From cutting-edge apps to e-commerce, Kroger has invested a lot of time and money in boosting the digital shopping experience. But these days, it’s finding that a lot of shoppers just want to go back to paper.
Paper coupons, that is.
In recent weeks, the country’s largest supermarket chain has begun reintroducing paper coupons to all of its stores. These promotional slips, which have been around for nearly as long as grocery shopping itself, are proving to be particularly appealing to older shoppers and those that, in the words of interim CEO Ron Sargent, “don’t have a $600 iPhone.”
The move underscores the degree to which shoppers are relying on promotions to lower their grocery bills at a time of considerable economic uncertainty. It also marks another shift from Kroger to make its digital coupons and digital-only deals more accessible for shoppers amid pushback from consumer groups.
“We’re really trying to appeal to a broader customer segment — not only people that are very digitally savvy, but also people who are not or not able to be,” Sargent said during Kroger’s second-quarter earnings call on Thursday.
So far, the in-store paper coupons are resonating with Kroger’s shoppers, company executives said. One financial analyst on the call even noted that his mother uses the coupons when she shops.
Kroger has been taking additional steps to improve its price perception. Since the beginning of this year, it’s lowered prices on more than 3,500 items, Sargent said.
“Our customers are recognizing these changes, and they’re giving us credit for them,” Sargent noted about the grocer’s latest promotional efforts. “We know this because customer price perception improved in nearly every division this quarter, and we saw another quarter of sequential improvement in share.”

To facilitate these price cuts, Kroger is adjusting the way it works with suppliers.
“I’ve talked to a lot of our CPG partners over the last six months, and I think our CPG partners would say we need to reduce the cost to serve you guys, and we need to have simpler promotions with you guys. And I think we’re working on both of those,” Sargent said.
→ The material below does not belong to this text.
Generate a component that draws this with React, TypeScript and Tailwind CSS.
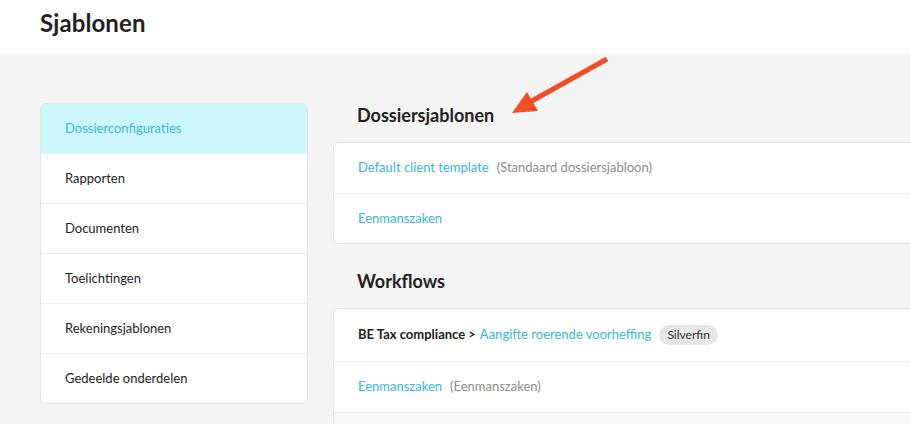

Kroger’s strength in private label is also producing results for the company. Store brand sales are outpacing national brand sales, Sargent said, with the company’s premium-tier Simple Truth and Private Selection labels leading the way. Private label accounted for more than $32 billion in sales for Kroger last year, according to the company’s annual report.
Value-driven shopping behaviors are cutting across income groups, Kroger executives pointed out. Lower- and middle-income shoppers are taking advantage of deals, purchasing more store brands and making smaller but more frequent shopping trips, Sargent noted. Higher-income shoppers, meanwhile, haven’t decreased their spending but are buying more premium store brand products and larger pack sizes.
Across income cohorts, Kroger is seeing a pullback in discretionary spending and modest declines in snacks and adult beverages, Sargent said. “We think that the consumer is going to remain cautious,” he noted.
Kroger’s simplified approach seems to be paying off on the top line. Same-store sales without fuel rose 3.4% during the second quarter, and the retailer raised its outlook for identical sales for the fiscal year.
Yet Kroger faces mounting competition from discount and club competitors in grocery. Over the past five years, the supermarket chain’s market share has slipped by 1.3 percentage points, even as retailers like Costco, Walmart and Aldi have gained share.
As it charts a path forward following a failed merger with Albertsons, Kroger is streamlining its operations and focusing more on its core grocery business. The company recently laid off around 1,000 corporate employees, laid out plans to close dozens of stores and made several executive shifts. At the same time, it plans to increase its store openings next year by 30%, open a “deli of the future” concept and review its automated e-commerce fulfillment network.
“We are more focused on our core business and our customers. We’re moving with speed, and we're simplifying the company,” Sargent said.